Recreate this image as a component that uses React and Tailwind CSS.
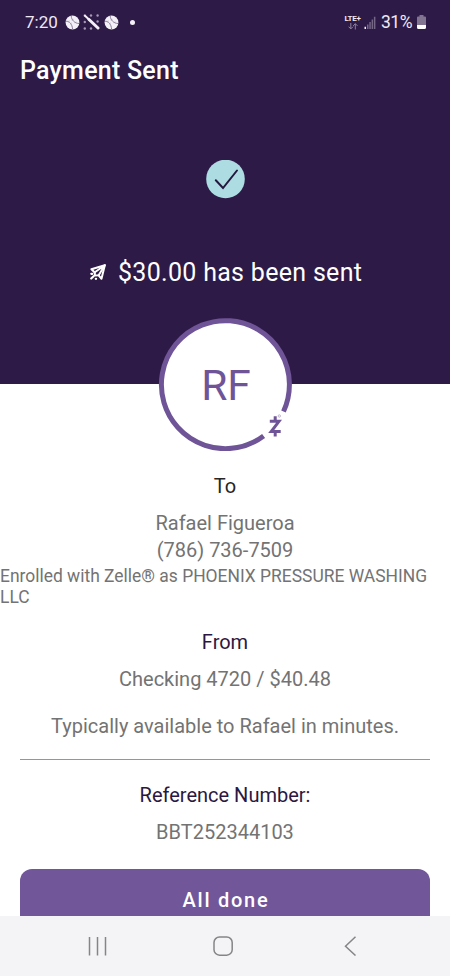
import React from "react";

function Baseball() {
  return (
    <svg className="h-[15px] w-[15px]" viewBox="0 0 15 15" fill="none">
      <circle cx="7.5" cy="7.5" r="6.9" fill="#f4f0f7" />
      <path d="M.9 6.200c3.400-.2 6.300 2.800 6.700 8M6.200.9c.3 4.200 3.500 7.500 7.900 7.600" stroke="#7d708c" strokeWidth=".9" />
      <path d="M4.200 5.400l-.8 2.200M6.900 7.800L5.200 9.200M8.600 4.300l-1.900.9M11 6.500L9.600 8.200" stroke="#a79db3" strokeWidth=".5" />
    </svg>
  );
}

function BatIcon() {
  const dots = [[1.8, 1.5], [8, 1.5], [14.6, 1.5], [1.8, 8], [14.6, 7.5], [1.8, 14.5], [8, 14.5]];
  return (
    <svg className="h-4 w-[17px]" viewBox="0 0 17 16">
      {dots.map(([x, y]) => (
        <circle key={`${x}-${y}`} cx={x} cy={y} r="1.2" fill="#a498b3" />
      ))}
      <path d="M2 1.800L6 5.500" stroke="#f4f0f7" strokeWidth="2" strokeLinecap="round" />
      <path d="M6 5.500L15 14" stroke="#f4f0f7" strokeWidth="3" strokeLinecap="round" />
    </svg>
  );
}

function StatusBar() {
  return (
    <div className="flex h-11 items-center pl-[25px] pr-6 text-[#eee9f3]">
      <span className="w-[33px] whitespace-nowrap text-[17px] leading-none">7:20</span>
      <div className="ml-[7px] flex items-center">
        <Baseball />
        <span className="ml-[3px]"><BatIcon /></span>
        <span className="ml-1"><Baseball /></span>
        <span className="ml-[11px] h-[5px] w-[5px] rounded-full bg-[#f4f0f7]" />
      </div>
      <div className="ml-auto flex items-center">
        <div className="flex w-[17px] flex-col items-center">
          <span className="whitespace-nowrap text-[8px] font-bold leading-[8px] tracking-[-0.3px]">LTE+</span>
          <svg className="h-[7px] w-[10px]" viewBox="0 0 10 7" fill="none" stroke="#8f83a0" strokeWidth="1">
            <path d="M2.800 0v5.800M.6 3.700l2.200 2.200L5 3.700M7.300 6.500V.8M5.100 2.900L7.300.7l2.200 2.200" />
          </svg>
        </div>
        <svg className="ml-[3px] h-[13px] w-3" viewBox="0 0 12 13">
          <path d="M3 8.500h1.500V13H3zM5.300 6h1.500v7H5.300zM7.600 3.500h1.500V13H7.600zM9.900 .8h1.500V13H9.900z" fill="#746685" />
          <path d="M.5 10.800H2V13H.5z" fill="#f4f0f7" />
        </svg>
        <span className="ml-[5px] w-[34px] whitespace-nowrap pt-px text-[17.5px] leading-none tracking-[-0.5px]">31%</span>
        <svg className="ml-[2px] h-[14px] w-[9px]" viewBox="0 0 9 14">
          <path d="M2.500 0h4v1.500H8a1 1 0 0 1 1 1V10H0V2.500a1 1 0 0 1 1-1h1.500z" fill="#817490" />
          <path d="M0 10h9v2.500A1.500 1.500 0 0 1 7.500 14h-6A1.500 1.500 0 0 1 0 12.500z" fill="#fff" />
        </svg>
      </div>
    </div>
  );
}

function PlaneIcon() {
  return (
    <svg className="h-[18px] w-[18px]" viewBox="0 0 18 18" fill="none" stroke="#fff" strokeWidth="2" strokeLinejoin="round" strokeLinecap="round">
      <path d="M15.800 1.200L2.400 5.200l3.400 3.300M15.800 1.200l-3.300 13.600-3-3.600" />
      <path d="M15.800 1.200L5.800 8.200v3.200l3.900-.1z" />
      <path d="M2.300 9.800h1M4.600 12.200l-2.400 2.300M6.800 14.800h.3" strokeWidth="2.200" />
    </svg>
  );
}

function Avatar() {
  return (
    <div className="relative mx-auto flex h-[134px] w-[134px] shrink-0 items-center justify-center">
      <svg className="absolute inset-0 h-full w-full" viewBox="0 0 134 134" fill="none">
        <circle cx="67.500" cy="67.500" r="65" fill="#fff" />
        <path d="M105.600 119A64 64 0 1 1 125.500 94.500" stroke="#6f5497" strokeWidth="5" />
        <path d="M111.800 104.300h9.200l-7.800 10.300h9.500" stroke="#6f5497" strokeWidth="3" />
        <path d="M117.200 99.300v4M117.200 115.500v4" stroke="#6f5497" strokeWidth="3" />
        <circle cx="121.300" cy="99" r="1.200" stroke="#a99bbf" strokeWidth=".7" />
      </svg>
      <span className="relative left-px top-0.5 text-[42.5px] leading-none text-[#6f5497]">RF</span>
    </div>
  );
}

function NavBar() {
  return (
    <nav className="flex h-[60px] shrink-0 items-center bg-[#f4f4f7] pl-[87px] pr-[92px] text-[#858587]">
      <svg className="h-5 w-5" viewBox="0 0 20 20" stroke="currentColor" strokeWidth="1.500">
        <path d="M2.500 1v18.500M10.500 1v18.500M18.500 1v18.500" />
      </svg>
      <svg className="ml-[106px] h-5 w-5" viewBox="0 0 20 20" fill="none" stroke="currentColor" strokeWidth="1.500">
        <rect x="1" y="1" width="18.200" height="18.200" rx="5.500" />
      </svg>
      <svg className="ml-auto h-5 w-[14px]" viewBox="0 0 14 20" fill="none" stroke="currentColor" strokeWidth="1.500">
        <path d="M11.500 .7L1.500 10.200l10 9.300" />
      </svg>
    </nav>
  );
}

export default function App() {
  return (
    <div className="flex h-[976px] w-[450px] flex-col overflow-hidden bg-white font-['Roboto',sans-serif] text-[#737373]">
      <header className="h-[384px] shrink-0 bg-[#2e1a47]">
        <StatusBar />
        <h1 className="pl-5 pt-[11px] text-[25px] font-medium leading-[31px] tracking-[0.25px] text-white">Payment Sent</h1>
        <div className="mt-[74px] flex justify-center">
          <svg className="h-[39px] w-[39px]" viewBox="0 0 39 39" fill="none">
            <circle cx="19.500" cy="19" r="19.300" fill="#addce2" />
            <path d="M9.800 20.300l7.200 7.700L31 10.500" stroke="#25183e" strokeWidth="2" strokeLinecap="round" />
          </svg>
        </div>
        <div className="mt-[57px] flex items-center pl-[89px] text-white">
          <PlaneIcon />
          <span className="ml-[11px] whitespace-nowrap pt-px text-[25px] leading-[32px] tracking-[0.3px]">$30.00 has been sent</span>
        </div>
      </header>
      <main className="flex min-h-0 flex-1 flex-col overflow-hidden text-center text-[20px] leading-[26px] -mt-[67px]">
        <Avatar />
        <p className="mt-[22px] text-[#262626]">To</p>
        <p className="mt-[11px]">Rafael Figueroa</p>
        <p className="mt-px">(786) 736-7509</p>
        <p className="mt-[3px] text-left text-[17.45px] leading-[20.5px]">Enrolled with Zelle® as PHOENIX PRESSURE WASHING LLC</p>
        <p className="mt-[22px] text-[#2a1842]">From</p>
        <p className="mt-[11px]">Checking 4720 / $40.48</p>
        <p className="mt-[21px]">Typically available to Rafael in minutes.</p>
        <div className="mx-5 mt-5 h-px shrink-0 bg-[#969696]" />
        <p className="mt-[22px] text-[#2a1842]">Reference Number:</p>
        <p className="mt-[11px]">BBT252344103</p>
        <button className="mx-5 mt-6 h-[62px] shrink-0 rounded-xl bg-[#715699] pl-0.5 text-[20px] font-medium tracking-[1.75px] text-white">All done</button>
      </main>
      <NavBar />
    </div>
  );
}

_What to work on_
Look through the data above. Find each line with the string "React" and copy it.

_Result of this task_
Recreate this image as a component that uses React and Tailwind CSS.
import React from "react";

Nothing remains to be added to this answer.